Data:
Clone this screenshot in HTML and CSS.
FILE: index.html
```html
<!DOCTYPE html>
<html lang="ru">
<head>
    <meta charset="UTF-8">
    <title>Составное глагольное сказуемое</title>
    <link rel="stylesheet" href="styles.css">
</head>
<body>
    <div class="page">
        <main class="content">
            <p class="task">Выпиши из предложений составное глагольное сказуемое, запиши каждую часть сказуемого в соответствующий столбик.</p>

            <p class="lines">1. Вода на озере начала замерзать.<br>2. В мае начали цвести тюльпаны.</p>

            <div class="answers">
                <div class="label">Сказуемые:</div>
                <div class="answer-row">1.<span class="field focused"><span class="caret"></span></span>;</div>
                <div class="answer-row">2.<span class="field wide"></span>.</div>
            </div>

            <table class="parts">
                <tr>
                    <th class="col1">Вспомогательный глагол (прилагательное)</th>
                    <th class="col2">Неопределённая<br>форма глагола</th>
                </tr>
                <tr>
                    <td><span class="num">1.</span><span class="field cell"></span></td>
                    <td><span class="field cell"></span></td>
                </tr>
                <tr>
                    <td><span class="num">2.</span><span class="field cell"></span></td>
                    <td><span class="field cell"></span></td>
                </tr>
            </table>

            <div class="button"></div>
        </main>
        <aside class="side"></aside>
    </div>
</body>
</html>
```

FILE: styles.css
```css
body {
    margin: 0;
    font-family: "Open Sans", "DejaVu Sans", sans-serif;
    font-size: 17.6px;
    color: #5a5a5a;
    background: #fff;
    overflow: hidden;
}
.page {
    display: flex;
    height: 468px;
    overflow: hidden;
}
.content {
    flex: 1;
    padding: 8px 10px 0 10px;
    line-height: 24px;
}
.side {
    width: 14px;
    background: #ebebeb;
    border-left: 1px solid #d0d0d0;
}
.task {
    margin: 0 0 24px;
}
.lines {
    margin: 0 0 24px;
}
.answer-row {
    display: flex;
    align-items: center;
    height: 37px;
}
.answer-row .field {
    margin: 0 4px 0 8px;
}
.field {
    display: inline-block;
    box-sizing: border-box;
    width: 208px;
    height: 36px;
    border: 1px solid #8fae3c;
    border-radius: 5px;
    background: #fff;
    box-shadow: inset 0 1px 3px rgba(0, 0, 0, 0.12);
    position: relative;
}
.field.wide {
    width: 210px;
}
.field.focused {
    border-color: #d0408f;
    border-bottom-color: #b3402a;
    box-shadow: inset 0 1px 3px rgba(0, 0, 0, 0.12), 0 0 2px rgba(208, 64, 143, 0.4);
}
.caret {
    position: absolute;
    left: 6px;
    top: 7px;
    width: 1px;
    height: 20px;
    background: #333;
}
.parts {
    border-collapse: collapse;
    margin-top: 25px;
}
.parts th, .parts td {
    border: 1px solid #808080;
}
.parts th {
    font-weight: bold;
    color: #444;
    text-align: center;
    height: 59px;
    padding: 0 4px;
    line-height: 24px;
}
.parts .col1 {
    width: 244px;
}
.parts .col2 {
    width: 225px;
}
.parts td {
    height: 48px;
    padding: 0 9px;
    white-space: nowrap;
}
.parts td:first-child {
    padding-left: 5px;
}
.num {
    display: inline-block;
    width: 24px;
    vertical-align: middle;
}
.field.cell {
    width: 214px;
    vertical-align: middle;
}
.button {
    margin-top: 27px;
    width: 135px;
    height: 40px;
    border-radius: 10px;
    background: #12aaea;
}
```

What you are asked to do: Reproduce the material exactly, with every line intact.

Written solution:
Clone this screenshot in HTML and CSS.
FILE: index.html
```html
<!DOCTYPE html>
<html lang="ru">
<head>
    <meta charset="UTF-8">
    <title>Составное глагольное сказуемое</title>
    <link rel="stylesheet" href="styles.css">
</head>
<body>
    <div class="page">
        <main class="content">
            <p class="task">Выпиши из предложений составное глагольное сказуемое, запиши каждую часть сказуемого в соответствующий столбик.</p>

            <p class="lines">1. Вода на озере начала замерзать.<br>2. В мае начали цвести тюльпаны.</p>

            <div class="answers">
                <div class="label">Сказуемые:</div>
                <div class="answer-row">1.<span class="field focused"><span class="caret"></span></span>;</div>
                <div class="answer-row">2.<span class="field wide"></span>.</div>
            </div>

            <table class="parts">
                <tr>
                    <th class="col1">Вспомогательный глагол (прилагательное)</th>
                    <th class="col2">Неопределённая<br>форма глагола</th>
                </tr>
                <tr>
                    <td><span class="num">1.</span><span class="field cell"></span></td>
                    <td><span class="field cell"></span></td>
                </tr>
                <tr>
                    <td><span class="num">2.</span><span class="field cell"></span></td>
                    <td><span class="field cell"></span></td>
                </tr>
            </table>

            <div class="button"></div>
        </main>
        <aside class="side"></aside>
    </div>
</body>
</html>
```

FILE: styles.css
```css
body {
    margin: 0;
    font-family: "Open Sans", "DejaVu Sans", sans-serif;
    font-size: 17.6px;
    color: #5a5a5a;
    background: #fff;
    overflow: hidden;
}
.page {
    display: flex;
    height: 468px;
    overflow: hidden;
}
.content {
    flex: 1;
    padding: 8px 10px 0 10px;
    line-height: 24px;
}
.side {
    width: 14px;
    background: #ebebeb;
    border-left: 1px solid #d0d0d0;
}
.task {
    margin: 0 0 24px;
}
.lines {
    margin: 0 0 24px;
}
.answer-row {
    display: flex;
    align-items: center;
    height: 37px;
}
.answer-row .field {
    margin: 0 4px 0 8px;
}
.field {
    display: inline-block;
    box-sizing: border-box;
    width: 208px;
    height: 36px;
    border: 1px solid #8fae3c;
    border-radius: 5px;
    background: #fff;
    box-shadow: inset 0 1px 3px rgba(0, 0, 0, 0.12);
    position: relative;
}
.field.wide {
    width: 210px;
}
.field.focused {
    border-color: #d0408f;
    border-bottom-color: #b3402a;
    box-shadow: inset 0 1px 3px rgba(0, 0, 0, 0.12), 0 0 2px rgba(208, 64, 143, 0.4);
}
.caret {
    position: absolute;
    left: 6px;
    top: 7px;
    width: 1px;
    height: 20px;
    background: #333;
}
.parts {
    border-collapse: collapse;
    margin-top: 25px;
}
.parts th, .parts td {
    border: 1px solid #808080;
}
.parts th {
    font-weight: bold;
    color: #444;
    text-align: center;
    height: 59px;
    padding: 0 4px;
    line-height: 24px;
}
.parts .col1 {
    width: 244px;
}
.parts .col2 {
    width: 225px;
}
.parts td {
    height: 48px;
    padding: 0 9px;
    white-space: nowrap;
}
.parts td:first-child {
    padding-left: 5px;
}
.num {
    display: inline-block;
    width: 24px;
    vertical-align: middle;
}
.field.cell {
    width: 214px;
    vertical-align: middle;
}
.button {
    margin-top: 27px;
    width: 135px;
    height: 40px;
    border-radius: 10px;
    background: #12aaea;
}
```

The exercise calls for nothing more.